A countrywide mobile retailers group has written to PM Modi urging for an investigation into Amazon India’s business practices

Traders body CAIT has said it will soon launch a nationwide agitation against Amazon, Flipkart for flouting GST rules

According to a recent report, about 35 sellers on Amazon accounted for roughly two-thirds of all sales

The All India Mobile Retailers Association (AIMRA), a trade union of more than one lakh mobile phone retailers in India, has urged Prime Minister Narendra Modi to suspend Amazon India’s operations and activities in India until an investigation is completed into the company’s business practices. The group has also sought an imposition or a daily cap on a single seller’s online smartphone sales.

The trade union, in a letter to PM Modi, said that Amazon and Flipkart, along with Chinese mobile phone brands, have “colluded to erode the local economy and killed the small retail businesses”.

The association elaborated that many smartphone manufacturers have exclusive partnerships with a handful of preferred sellers of the ecommerce giants and all the stock is given to them on a priority basis. The ecommerce companies thus promote preferred sellers without directly being involved in the trade, the group claimed.

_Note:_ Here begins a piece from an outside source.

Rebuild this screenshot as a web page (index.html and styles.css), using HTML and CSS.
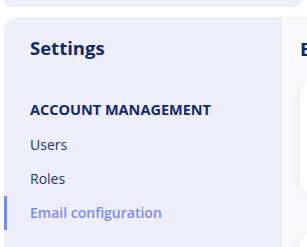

Earlier this week, the Confederation of All India Traders (CAIT) had said that it will launch a month-long nationwide agitation against ecommerce giants Amazon and Flipkart for their alleged business malpractices and issues related to goods and services tax (GST) evasion. The campaign will begin on March 5 and continue till April 5, 2021.

The AIMRA and CAIT agitations come in the backdrop of a recnet Reuters report, which highlighted that 33 Amazon sellers accounted for about a third of the value of all goods sold on the company’s website in early 2019. The report added that two sellers — Cloudtail and Appario — in which Amazon had indirect stakes made up around 35% of the platform’s revenue through sales in the same period. Overall just 35 sellers on Amazon accounted for roughly two-thirds of all sales.

In documents, Amazon is shown to have twisted statements and tried tricks to get away with the scrutiny under India’s FDI rules for ecommerce marketplaces that were set up in 2018. Amazon India head Amit Agarwal called the report “unsubstantiated, incomplete and factually incorrect”. He, in an email, assured the company’s employees that Amazon has always been compliant with Indian laws and will continue to do so.

However, the Indian government has also ready taken notice of the report and the enforcement directorate (ED) is looking to tighten its grip around Amazon India. Importantly, the Department for Promotion of Industry and Internal Trade (DPIIT) had requested ED and the Reserve Bank of India (RBI) to look into the alleged FDI and  Foreign Exchange Management Act (FEMA) rules violations in January 2021.